In Lebanon too, Mr Yaari thinks that there are some grounds for optimism.
He believes, for example, that Hezbollah’s behaviour may be moderated by its stronger role in government: "We may have a situation in Lebanon in which Hezbollah is more restricted and restrained because they have a formula which is so comfortable for them."
On the Palestinian front, it is hard to see much progress during the Bush years.
The Palestinian leadership is split between the Palestinian Authority in the West Bank and Hamas in the Gaza Strip. And the Bush administration only turned to the Palestinian track relatively late in its term.
Mr Yaari believes, in due course, there will be a reconciliation of sorts between the two wings of the Palestinian movement.

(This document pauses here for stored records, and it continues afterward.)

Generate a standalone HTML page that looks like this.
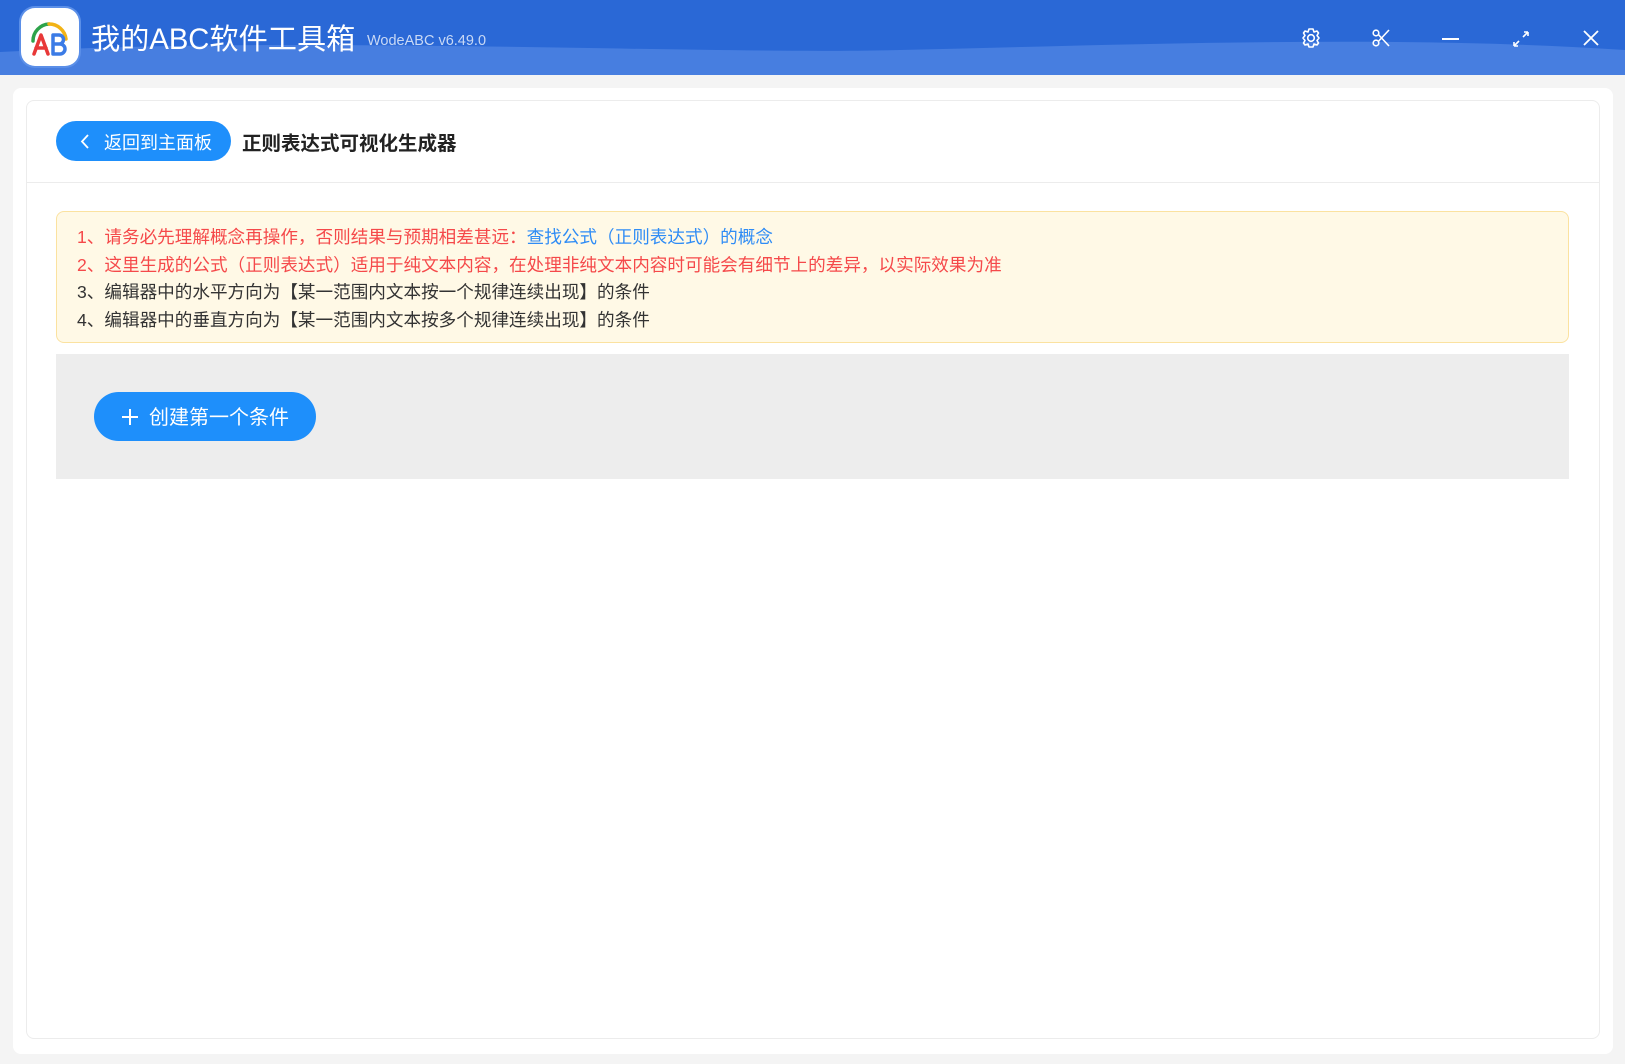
<!DOCTYPE html>
<html><head><meta charset="utf-8"><style>
*{margin:0;padding:0;box-sizing:border-box}
body{width:1625px;height:1064px;background:#f4f4f4;font-family:"Liberation Sans","Noto Sans CJK SC",sans-serif;position:relative;overflow:hidden}
.hdr{position:absolute;left:0;top:0;width:1625px;height:75px;background:#2a68d6;overflow:hidden}
.logo{position:absolute;left:21px;top:8px;width:58px;height:58px;border-radius:14px;background:#fff;box-shadow:0 0 0 2px #5b8fe8}
.t1{position:absolute;left:91px;top:20px;color:#fff;font-size:29.2px;line-height:40px}
.t2{position:absolute;left:367px;top:33px;color:#c9d9f5;font-size:14.5px}
.ic{position:absolute;top:26px}
.outer{position:absolute;left:13px;top:88px;width:1600px;height:966px;background:#fff;border-radius:8px}
.inner{position:absolute;left:26px;top:100px;width:1574px;height:939px;border:1px solid #ececec;border-radius:8px}
.back{position:absolute;left:56px;top:121px;width:175px;height:40px;border-radius:20px;background:#1e8ffb;color:#fff;font-size:18px;line-height:44px;padding-left:48px}
.title{position:absolute;left:242px;top:131px;font-size:19.5px;font-weight:bold;color:#222;line-height:26px}
.div{position:absolute;left:27px;top:182px;width:1572px;height:1px;background:#ececec}
.note{position:absolute;left:56px;top:211px;width:1513px;height:132px;background:#fff9e6;border:1px solid #fbe2a0;border-radius:8px;padding:12px 0 0 20px;font-size:17.6px;line-height:27.5px;color:#333}
.r{color:#f5494a}.b{color:#2f8cf5}
.gray{position:absolute;left:56px;top:354px;width:1513px;height:125px;background:#ededed}
.add{position:absolute;left:94px;top:392px;width:222px;height:49px;border-radius:25px;background:#1e8ffb;color:#fff;font-size:20px;line-height:52px;padding-left:55px}
</style></head><body>
<div class="hdr">
<svg width="1625" height="75" style="position:absolute;left:0;top:0"><path d="M0 52 C300 35 700 55 900 50 C1150 44 1400 35 1625 50 L1625 75 L0 75Z" fill="#477ee0"/></svg>
<div class="logo"><svg width="58" height="58" viewBox="0 0 58 58">
<path d="M12 33 A17 17 0 0 1 28 16" stroke="#2da34a" stroke-width="3.5" fill="none" stroke-linecap="round"/>
<path d="M28 16 A17 17 0 0 1 45 31" stroke="#f2b316" stroke-width="3.5" fill="none" stroke-linecap="round"/>
<path d="M13 46 L20 27 L27 46 M15 40 H25" stroke="#e83838" stroke-width="3.5" fill="none" stroke-linecap="round" stroke-linejoin="round"/>
<path d="M32 27 V46 H39 A5 5 0 0 0 39 36 H32 M32 27 H38 A4.5 4.5 0 0 1 38 36" stroke="#3b7be6" stroke-width="3.5" fill="none" stroke-linecap="round" stroke-linejoin="round"/>
</svg></div>
<div class="t1">我的ABC软件工具箱</div>
<div class="t2">WodeABC v6.49.0</div>
<svg class="ic" style="left:1300px" width="22" height="24" viewBox="0 0 22 24"><path d="M11 3 L13 3 L14 6 L17 5 L18.5 7 L17 9.5 L19 12 L17 14.5 L18.5 17 L17 19 L14 18 L13 21 L9 21 L8 18 L5 19 L3.5 17 L5 14.5 L3 12 L5 9.5 L3.5 7 L5 5 L8 6 L9 3Z" fill="none" stroke="#fff" stroke-width="1.6" stroke-linejoin="round"/><circle cx="11" cy="12" r="3.3" fill="none" stroke="#fff" stroke-width="1.6"/></svg>
<svg class="ic" style="left:1370px" width="22" height="24" viewBox="0 0 22 24"><circle cx="6" cy="7" r="2.8" fill="none" stroke="#fff" stroke-width="1.6"/><circle cx="6" cy="17" r="2.8" fill="none" stroke="#fff" stroke-width="1.6"/><path d="M8.3 8.5 L19 20 M8.3 15.5 L19 4" stroke="#fff" stroke-width="1.6"/></svg>
<div style="position:absolute;left:1442px;top:38px;width:17px;height:2px;background:#fff"></div>
<svg class="ic" style="left:1510px" width="22" height="24" viewBox="0 0 22 24"><path d="M4 20 L9 15 M4 20 V16 M4 20 H8 M18 6 L13 11 M18 6 V10 M18 6 H14" stroke="#fff" stroke-width="1.6" fill="none"/></svg>
<svg class="ic" style="left:1580px" width="22" height="24" viewBox="0 0 22 24"><path d="M4 5 L18 19 M18 5 L4 19" stroke="#fff" stroke-width="1.8"/></svg>
</div>
<div class="outer"></div>
<div class="inner"></div>
<div class="back"><svg style="position:absolute;left:24px;top:13px" width="10" height="15" viewBox="0 0 10 15"><path d="M8 1 L2 7.5 L8 14" stroke="#fff" stroke-width="1.8" fill="none"/></svg>返回到主面板</div>
<div class="title">正则表达式可视化生成器</div>
<div class="div"></div>
<div class="note">
<div class="r">1、请务必先理解概念再操作，否则结果与预期相差甚远：<span class="b">查找公式（正则表达式）的概念</span></div>
<div class="r">2、这里生成的公式（正则表达式）适用于纯文本内容，在处理非纯文本内容时可能会有细节上的差异，以实际效果为准</div>
<div>3、编辑器中的水平方向为【某一范围内文本按一个规律连续出现】的条件</div>
<div>4、编辑器中的垂直方向为【某一范围内文本按多个规律连续出现】的条件</div>
</div>
<div class="gray"></div>
<div class="add"><svg style="position:absolute;left:28px;top:17px" width="16" height="16" viewBox="0 0 16 16"><path d="M8 0 V16 M0 8 H16" stroke="#fff" stroke-width="2"/></svg>创建第一个条件</div>
</body></html>
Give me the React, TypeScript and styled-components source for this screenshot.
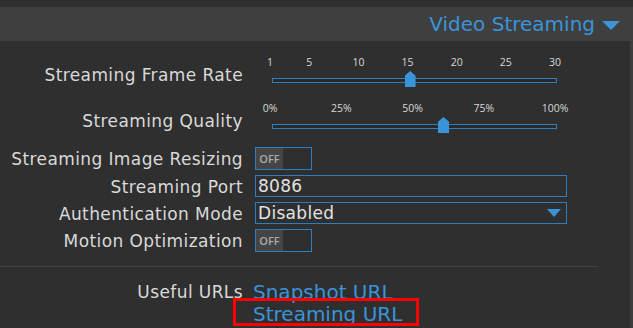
import React from 'react';
import styled, { createGlobalStyle } from 'styled-components';

const BLUE = '#3a94da';
const BORDER_BLUE = '#2f7dbd';

const GlobalStyle = createGlobalStyle`
  html, body, #root { height: 100%; }
  body { margin: 0; background: #2f2f2f; font-family: "DejaVu Sans", "Open Sans", sans-serif; overflow: hidden; }
`;

const Page = styled.div`
  min-height: 100%;
  display: flex;
  flex-direction: column;
  padding-top: 7px;
  box-sizing: border-box;
`;

const Header = styled.div`
  flex: none;
  height: 34px;
  background: #3f3f3f;
  display: flex;
  align-items: center;
  justify-content: flex-end;
  gap: 7px;
  padding-right: 13px;
  color: ${BLUE};
  font-size: 20px;
`;

const HeaderCaret = styled.span`
  width: 0;
  height: 0;
  border-left: 9px solid transparent;
  border-right: 9px solid transparent;
  border-top: 9px solid ${BLUE};
  margin-top: 2px;
`;

const Body = styled.div`
  flex: 1 0 auto;
  border-right: 3px solid #3d3d3d;
  padding-top: 14px;
  display: flex;
  flex-direction: column;
`;

const Row = styled.div<{ $gap?: number }>`
  display: grid;
  grid-template-columns: 243px 1fr;
  column-gap: 12px;
  align-items: center;
  margin-bottom: ${({ $gap }) => $gap ?? 5}px;
`;

const Label = styled.div<{ $slider?: boolean }>`
  text-align: right;
  color: #d9d9d9;
  font-size: 17px;
  letter-spacing: 0.4px;
  line-height: 20px;
  white-space: nowrap;
  align-self: ${({ $slider }) => ($slider ? 'start' : 'center')};
  margin-top: ${({ $slider }) => ($slider ? '10px' : '1px')};
`;

const SliderBox = styled.div`
  position: relative;
  width: 285px;
  height: 32px;
  margin-left: 17px;
`;

const Tick = styled.span`
  position: absolute;
  top: 0;
  transform: translateX(-50%);
  margin-left: -2px;
  color: #d8d8d8;
  font-family: "Open Sans", sans-serif;
  font-size: 10.5px;
  line-height: 14px;
`;

const Track = styled.div`
  position: absolute;
  left: 0;
  right: 0;
  top: 23px;
  height: 5px;
  box-sizing: border-box;
  border: 1px solid ${BORDER_BLUE};
  background: #2a2a2a;
`;

const Thumb = styled.div`
  position: absolute;
  top: 16px;
  width: 11px;
  height: 16px;
  margin-left: -5px;
  background: ${BLUE};
  clip-path: polygon(50% 0, 100% 30%, 100% 100%, 0 100%, 0 30%);
`;

const Toggle = styled.div`
  width: 57px;
  height: 23px;
  box-sizing: border-box;
  border: 1px solid ${BORDER_BLUE};
  display: flex;
`;

const ToggleKnob = styled.span`
  width: 27px;
  background: #454545;
  color: #ababab;
  font-family: "Open Sans", sans-serif;
  font-size: 11px;
  font-weight: 600;
  display: flex;
  align-items: center;
  justify-content: center;
`;

const Field = styled.div`
  width: 312px;
  height: 22px;
  box-sizing: border-box;
  border: 1px solid ${BORDER_BLUE};
  color: #e2e2e2;
  font-size: 17px;
  letter-spacing: 0.3px;
  line-height: 20px;
  padding: 0 0 0 2px;
  display: flex;
  align-items: center;
  justify-content: space-between;
`;

const FieldCaret = styled.span`
  width: 0;
  height: 0;
  border-left: 7px solid transparent;
  border-right: 7px solid transparent;
  border-top: 8px solid ${BLUE};
  margin-right: 5px;
`;

const Divider = styled.hr`
  border: none;
  border-top: 1px solid #424242;
  margin: 9px 32px 14px 0;
`;

const Links = styled.div`
  display: flex;
  flex-direction: column;
  align-items: flex-start;
`;

const Link = styled.a<{ $marked?: boolean }>`
  position: relative;
  color: ${BLUE};
  font-size: 20px;
  line-height: 22px;
  text-decoration: none;
  margin-left: -2px;
  &::after {
    content: '';
    display: ${({ $marked }) => ($marked ? 'block' : 'none')};
    position: absolute;
    left: -20px;
    right: -17px;
    top: -5px;
    bottom: -1px;
    border: 3px solid #ff0000;
  }
`;

const UrlLabel = styled(Label)`
  align-self: start;
  line-height: 22px;
  margin-top: 0;
`;

const Slider: React.FC<{ ticks: { v: number; t: string }[]; min: number; max: number; value: number }> = ({
  ticks,
  min,
  max,
  value,
}) => {
  const pct = (v: number) => `${((v - min) / (max - min)) * 100}%`;
  return (
    <SliderBox>
      {ticks.map((k) => (
        <Tick key={k.t} style={{ left: pct(k.v) }}>
          {k.t}
        </Tick>
      ))}
      <Track />
      <Thumb style={{ left: pct(value) }} />
    </SliderBox>
  );
};

const OffSwitch = () => (
  <Toggle>
    <ToggleKnob>OFF</ToggleKnob>
  </Toggle>
);

const App: React.FC = () => {
  const fps = [1, 5, 10, 15, 20, 25, 30].map((v) => ({ v, t: String(v) }));
  const quality = [0, 25, 50, 75, 100].map((v) => ({ v, t: `${v}%` }));
  return (
    <Page>
      <GlobalStyle />
      <Header>
        Video Streaming
        <HeaderCaret />
      </Header>
      <Body>
        <Row $gap={14}>
          <Label $slider>Streaming Frame Rate</Label>
          <Slider ticks={fps} min={1} max={30} value={15} />
        </Row>
        <Row $gap={14}>
          <Label $slider>Streaming Quality</Label>
          <Slider ticks={quality} min={0} max={100} value={60} />
        </Row>
        <Row>
          <Label>Streaming Image Resizing</Label>
          <OffSwitch />
        </Row>
        <Row>
          <Label>Streaming Port</Label>
          <Field>8086</Field>
        </Row>
        <Row>
          <Label>Authentication Mode</Label>
          <Field>
            Disabled
            <FieldCaret />
          </Field>
        </Row>
        <Row>
          <Label>Motion Optimization</Label>
          <OffSwitch />
        </Row>
        <Divider />
        <Row>
          <UrlLabel>Useful URLs</UrlLabel>
          <Links>
            <Link href="#">Snapshot URL</Link>
            <Link href="#" $marked>
              Streaming URL
            </Link>
          </Links>
        </Row>
      </Body>
    </Page>
  );
};

export default App;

"This will amount to Hamas effectively relinquishing its control over the government in the Gaza Strip; that’s not a bad development from an Israeli point of view."
However he stressed that while ceding the governing role, "Hamas will retain its supremacy in the Gaza Strip".
Prof Avineri accepts Israel’s policies towards the Palestinians have not been all they might be.
But he insists that they themselves cannot be absolved from part of the blame for their own misfortunes.
"One of the major Palestinian failures, beyond American policies and Israeli policies which can always be criticised, is the fact that they have not been able – after having an election – to set up a government based upon some sort of representative consensus."
He remains "very pessimistic about the two wings of the Palestinian nation creating a consensual, meaningful body politic which is crucial for successful negotiation with Israel".
Art of the possible
So what then of the next US administration? Which pieces of the Middle East puzzle should it pick up and with what purpose?
"Learn from the mistakes of previous presidents," Prof Avineri urges.
"All American presidents since the 1960s have tried to reach peace in the Middle East and some of them came up with very dramatic programmes or meetings or conferences – all of them have failed unless there has been a local will and capability."
The implication clearly is that this local will and capability is presently absent.
Mr Yaari is more explicit: "Because a final-status peace treaty between Israeli and the Palestinians is impossible – they cannot agree on the terms – one has to seek a different formula, probably something less than peace, something that I would call an armistice regime. For this I believe we will have many of the players subscribing."
Prof Avineri too stresses that the next US president must practice the art of the possible.
Apologising for the political science jargon, he says the Americans must move from "the illusion of conflict resolution to a realistic assessment of the possibilities of conflict management; avoiding violence, mitigating tensions; and creating confidence-building steps on both sides".
"Nobody should enter the Oval Office thinking that between now and Christmas, or between now and Easter, you can solve something that has been bedevilling this area for almost 100 years," he adds.
In the final analysis I am not sure if this is pessimistic or optimistic.
Israeli conservatives want to delay any final agreement with the Palestinians, to hold onto the West Bank and the settlement infrastructure there.
But here are two professional analysts arguing the conditions are just not right for peace between Israel and the Palestinians.
The danger though, as Ehud Yaari put it to me, is that if some progress cannot be made on the Israel-Palestinian track, then the whole idea of a two-state solution may become more elusive.